Monday, October 17, 2005

Apartment update

I should be a detective. I traced down the attorney who is representing the inheritors’ interests. I was able to get his phone number from Franck, the man who owns the middle two flats in the building. This is not the Franck of the café. He had no idea where he was located. However, using the name and number I was able to get his address in Lyon and wrote telling him the problems I was having with the agency, that they had a firm offer even though they said they still didn’t have a firm contract and said I would be happy to buy it either through the agency or directly.

I will follow up after I get back to Geneva. I have the attitude that if it works, it works, but if it doesn’t it won’t be from my lack of effort.

Civil war and Cathars

I headed for Franck’s on Sunday to have a big English breakfast. I still miss those Bill Breakfast’s on Wigglesworth Street. Cooking one on my own isn’t just the same. At the next table a couple was wondering about the camps where the Spanish Civil War refugees had come over the border to stay in Argelès and I knew the answer.

One conversation led into another and they were researching the Cathars. I invited them to my place so I could print out a list of sources. He is a writer as well and they invited me to dinner Tuesday night, which is good, because I will be able to clean out my frigo in the afternoon and unplug it. Even better will be an evening of interesting conversation.

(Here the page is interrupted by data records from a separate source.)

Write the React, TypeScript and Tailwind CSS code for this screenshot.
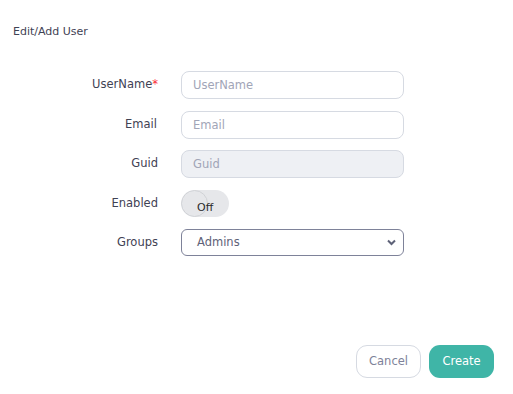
import React from "react";

export default function App() {
  const font = { fontFamily: "'DejaVu Sans', sans-serif" };
  return (
    <div className="w-[513px] h-[394px] bg-white relative text-[#3f4254]" style={font}>
      <div className="pt-[24px] pl-[13px] text-[11px] text-[#3f4254]">Edit/Add User</div>
      <div className="mt-[30px] flex flex-col">
        <div className="flex items-center h-[28px]">
          <label className="w-[158px] text-right text-[11.5px] text-[#3f4254]">
            UserName<span className="text-red-500">*</span>
          </label>
          <input
            placeholder="UserName"
            className="ml-[23px] w-[223px] h-[28px] rounded-[8px] border border-[#d6dae2] px-[11px] text-[11.5px] placeholder:text-[#a1a5b7] outline-none"
            style={font}
          />
        </div>
        <div className="flex items-center h-[28px] mt-[12px]">
          <label className="w-[158px] text-right text-[11.5px] pr-[1px]">Email</label>
          <input
            placeholder="Email"
            className="ml-[23px] w-[223px] h-[28px] rounded-[8px] border border-[#d6dae2] px-[11px] text-[11.5px] placeholder:text-[#a1a5b7] outline-none"
            style={font}
          />
        </div>
        <div className="flex items-center h-[28px] mt-[11px]">
          <label className="w-[158px] text-right text-[11.5px]">Guid</label>
          <input
            placeholder="Guid"
            disabled
            className="ml-[23px] w-[223px] h-[28px] rounded-[8px] border border-[#d6dae2] bg-[#eef0f4] px-[11px] text-[11.5px] placeholder:text-[#a1a5b7] outline-none"
            style={font}
          />
        </div>
        <div className="flex items-center h-[28px] mt-[12px]">
          <label className="w-[158px] text-right text-[11.5px]">Enabled</label>
          <div className="ml-[23px] relative w-[48px] h-[27px] rounded-full bg-[#e6e7ea] overflow-hidden">
            <div className="absolute left-0 top-0 w-[27px] h-[27px] rounded-full border border-[#d0d2d6]"></div>
            <span className="absolute left-[16px] top-[10px] text-[11px] text-[#2b2b2b]">Off</span>
          </div>
        </div>
        <div className="flex items-center h-[28px] mt-[11px]">
          <label className="w-[158px] text-right text-[11.5px]">Groups</label>
          <div className="ml-[23px] relative w-[223px] h-[27px] rounded-[6px] border border-[#7e8299] flex items-center">
            <span className="pl-[15px] text-[11.5px] text-[#5e6278]">Admins</span>
            <svg className="absolute right-[7px] top-[9px]" width="9" height="7" viewBox="0 0 9 7">
              <path d="M1 1.5 L4.5 5 L8 1.5" fill="none" stroke="#5e6278" strokeWidth="2" />
            </svg>
          </div>
        </div>
      </div>
      <div className="absolute left-[356px] top-[345px] flex gap-[8px]">
        <button className="w-[65px] h-[33px] rounded-[11px] border border-[#d6dae2] bg-white text-[11.5px] text-[#7e8299]" style={font}>
          Cancel
        </button>
        <button className="w-[65px] h-[33px] rounded-[11px] bg-[#3fb5a7] text-[11.5px] text-white" style={font}>
          Create
        </button>
      </div>
    </div>
  );
}
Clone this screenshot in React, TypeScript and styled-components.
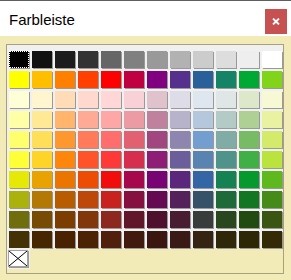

Apple Pie without country and motherhood

Crisco makes the best pie crust. Tarte des pommes may be wonderful but it isn’t a good New England apple pie. The other is true. When I was in Geneva two weeks ago I paid an exorbitant amount for a tiny can of Crisco (the price is only slightly less than that for my first and only born child) at the American Store. Today I made the pie and shared it with Barbara who gets apple pie cravings too and Marina the young Catalan woman who we are helping with English. Usually we meet at Franck’s but he closes on Monday. I made a pot of real tea, where you hot the pot, before putting the tea in.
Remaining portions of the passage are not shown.